Thackeray’s Waterloo?

The new war of words which has broken out between the media and the Mumbai-based Shiv Sena — a family-run mafia masquerading as a political party which has been running riot in India’s commercial capital for over four decades — following the vandalism of the Mumbai and Pune offices of television news channels, may well prove to be the last hurrah of the Shiv Sena led by its enfeebled former cartoonist, octogenarian leader, Bal Thackeray.

Mind you this not the first time that Shiv Sena goons at the obvious behest of Thackeray, his son Uddhav and nephew Raj (who split with the Sena to promote his equally fascist, parochial and violent Maharashtra Navnirman Sena in 2006) have vandalised media offices, attacking journalists and editors. But this time around Thackeray pere et fils, struggling to repair the damage inflicted upon the Shiv Sena by nephew Raj’s MNS in the recent (October) state assembly elections, may have bitten off more than they can chew.

For one, it has taken on the television media which has the natural advantage of graphically and repeatedly airing the Sena goons’ dastardly deeds on 24x7 news channels.

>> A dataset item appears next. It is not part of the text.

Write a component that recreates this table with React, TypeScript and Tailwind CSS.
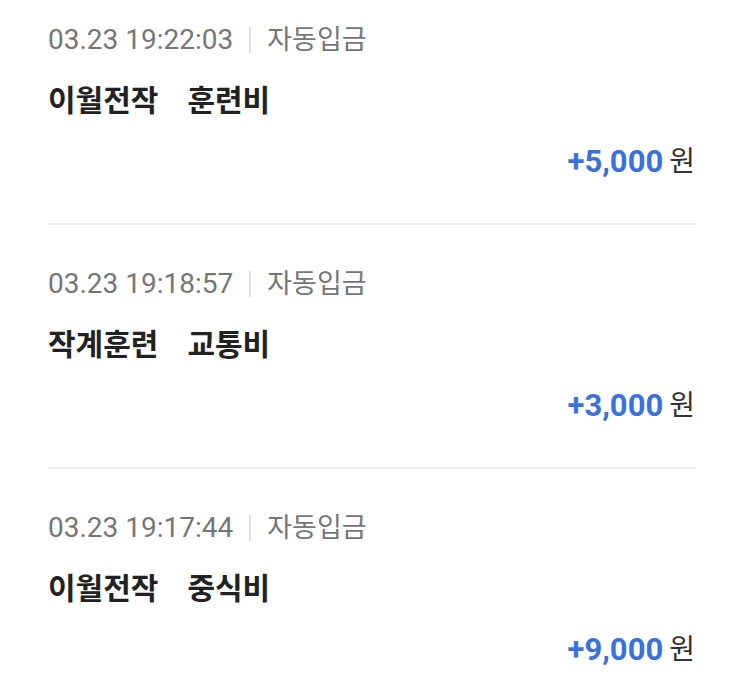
const items = [
  { time: "03.23 19:22:03", title: "이월전작", sub: "훈련비", amount: "+5,000" },
  { time: "03.23 19:18:57", title: "작계훈련", sub: "교통비", amount: "+3,000" },
  { time: "03.23 19:17:44", title: "이월전작", sub: "중식비", amount: "+9,000" },
];

export default function App() {
  return (
    <div
      className="min-h-[691px] w-[743px] bg-white px-12"
      style={{ fontFamily: 'Roboto, "Noto Sans CJK KR", sans-serif' }}
    >
      {items.map((it, i) => (
        <div
          key={i}
          className={`flex flex-col pb-[41px] ${i === 0 ? "pt-[20px]" : "pt-[39px]"} ${i < items.length - 1 ? "border-b-2 border-[#ececec]" : ""}`}
        >
          {/* time + type */}
          <div className="flex h-[40px] items-center text-[28px] text-[#767676]">
            <span>{it.time}</span>
            <span className="mx-[16px] h-[26px] w-[2px] bg-[#e0e0e0]" />
            <span className="text-[27px]">자동입금</span>
          </div>
          {/* title */}
          <div className="mt-[20px] flex h-[40px] items-center text-[30px] font-bold text-[#222]">
            <span>{it.title}</span>
            <span className="ml-[29px]">{it.sub}</span>
          </div>
          {/* amount */}
          <div className="mt-[22px] flex h-[40px] items-center justify-end">
            <span className="text-[31px] font-bold text-[#3b72d9]">{it.amount}</span>
            <span className="ml-[6px] text-[28px] text-[#333]">원</span>
          </div>
        </div>
      ))}
    </div>
  );
}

Moreover the Sena supremo has aroused the ire of the Maharashtra public by criticising the state’s and India’s pride, cricket star Sachin Tendulkar.

But though some second rung Shiv Sena leaders may be arrested this time around, the Thackerays are likely to escape prosecution yet again. Even in the highest reaches of the country’s over-hyped independent judiciary, there is fear of Sena lumpens and supari (contract) killers. Following the horrific 1992-93 anti-Muslim riots in Mumbai, together with former state chief secretary, the late J.B. D’Souza, your editor filed a writ petition in the Bombay high court praying for an order of court directing the Maharashtra government to prosecute Thackeray under s.153 and other provisions of the Indian penal code. After great delay the high court admitted and peremptorily dismissed the petition. Ditto when an appeal was made to the Supreme Court. One hopes not, but history may well repeat itself.